Does CARM make it easier to spot overpaid duty?
Yes. CARM's monthly K84 statement replaces the old quarterly cycle and itemizes every CAD, payment, and adjustment. Most importers now catch data-entry errors or incorrect tariff treatment within 30 days instead of 90, which shortens the correction timeline and keeps the refund process inside the same fiscal quarter.
What counts as acceptable proof for a drawback claim?
CBSA wants the original CAD, commercial invoice, proof of payment, and evidence the goods left Canada or were destroyed under Customs supervision. Export manifests, bills of lading with a foreign destination, or a CBSA Form E29B for destruction all work. Email screenshots and vague packing lists do not.
Can I reclaim duty if I switch suppliers to avoid SIMA measures?
No. Drawback applies to goods physically exported or destroyed, not to future shipments from a new origin. If you move sourcing from a SIMA-subject country to a CUSMA or CETA partner, you pay the lower rate going forward, but past shipments remain subject to the AD/CVD margins in force when they cleared.
How does CBSA handle large refund claims?
Any claim above low five figures typically triggers a verification under Section 42.01 of the Customs Act. CBSA will request commercial documentation, payment records, and proof of export within 30 days. If your files sit in a box at FENGYE's Montreal sufferance warehouse, pull them before you file the claim.

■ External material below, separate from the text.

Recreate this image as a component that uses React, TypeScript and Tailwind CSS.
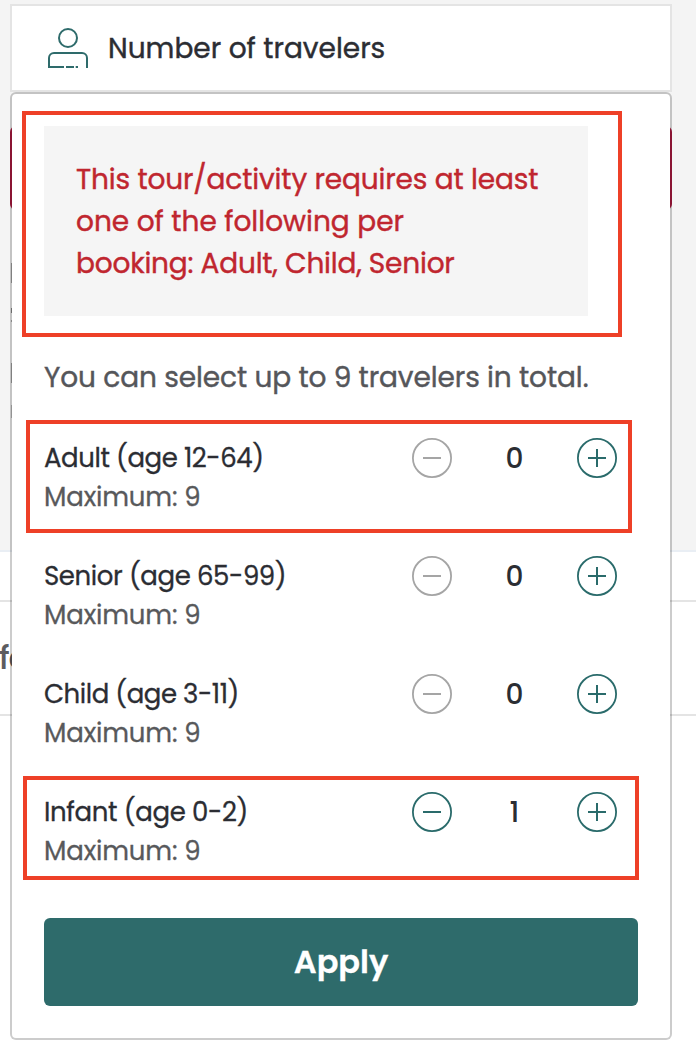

Does CARM change the correction window for mis-classified goods?
No. You still have 90 days from the date of CAD acceptance to self-correct an HS classification or origin claim without penalty under CBSA's Voluntary Disclosure Program. After 90 days you can still correct, but if CBSA finds the error first, you face AMPS penalties starting at Level 1 for negligence.
What happens if I file a drawback claim and CBSA denies it?
You receive a written decision citing the Customs Act section and a 90-day appeal window to the CBSA Recourse Directorate. If that fails, you can escalate to the Canadian International Trade Tribunal under Section 67. Most denials come down to missing export proof or filing past the four-year limit.